There was a worthy amount of speculation when this book was announced only a day before it hit the shelves. Without advance previews or any solicitations, reviewers and other professionals began to posit different theories about the book. One of the big guesses is that Die! occupies a world when Hillary Clinton won the election. I'm not going to spoil anything by saying "not exactly." Nonetheless, Die! occupies a world that resembles our own with political corruption and moral bankruptcy turned up significantly. At the core of the Die! world is a new political order in which the game of governing is enabled by a new level of personal manipulation, topped off by an intricate assassination system. It's mafia business applied formally and literally to politics. And its also bonkers. Kirkman's twisted mind is on full display. As I mentioned above, there's no brake pedal for this series, and the book drips with over the top satire that recalls Kick-Ass, or a revved up version of Black Mask's Calexit.

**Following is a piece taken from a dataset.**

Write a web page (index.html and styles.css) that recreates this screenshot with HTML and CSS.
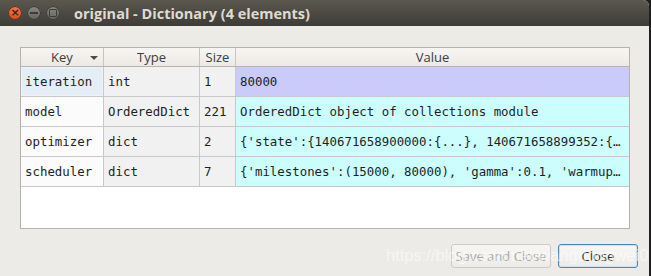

Kirkman's manifesto is a nice read at the end of the issue. It's almost unnecessary; we all probably understand the motivation for a secret issue, but it's nice to read Kirkkman's account. I believe the creators are entirely earnest, that they were driven by a cool factor. What's cooler than a secret book? What turns the current model of advance solicits, internet comics journalism, and New York Times spoilers on its head more than a secret comic? The fact that this book debuted a week after the Batman 50 debacle is a nice dose of unintentional poignancy. 

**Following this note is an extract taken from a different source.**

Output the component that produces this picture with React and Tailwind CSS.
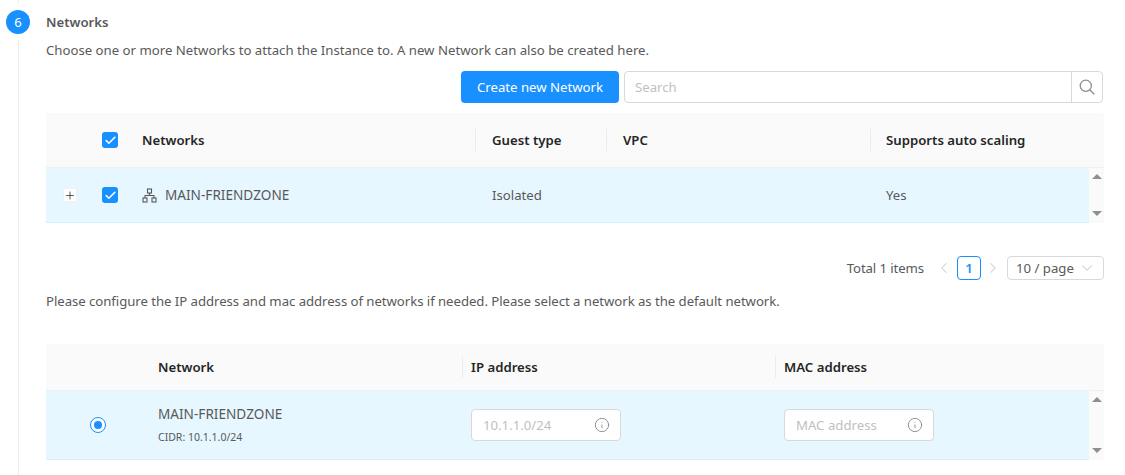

Rating - B+ I'm in for issue two, and like the over-the-top satire of this series, but I think the creators will need to find someone with a brake pedal if they want to sustain this series. 

*Cover of the Week*
SUPERMAN #1 Adam Hughes Variant Brian Michael Bendis (07/11/2018)
Superman # 1 by Adam Hughes
DC's naked (or, kinda close) variants are one of the best things the company has going now. I'm not sold on Bendis's vision for Superman, but I welcome any and all Adam Hughes interpretations of Kal-El. I love the dichotomy of this cover - the simplicity of the scene as Superman launches into the air contrasted with the intricacy of the shattered phone booth. This cover is an homage, I remember Hughes tweeting a while back, but I can't remember the original inspiration. Nonetheless, it's stunning, and it nearly lept off the shelves into my hands yesterday. It's be interesting to notice Hughes's style shift. He's work has become a little less painterly (if still evocative of a photorealistic-meets-oil painting technique), and his outline inks have become thicker and darker. I'm also on an Adam Hughes kick as I think his issue of Man of Steel (# 4) was the highlight of the series. 

* I joke. I have 100% faith in the supremacy of paper.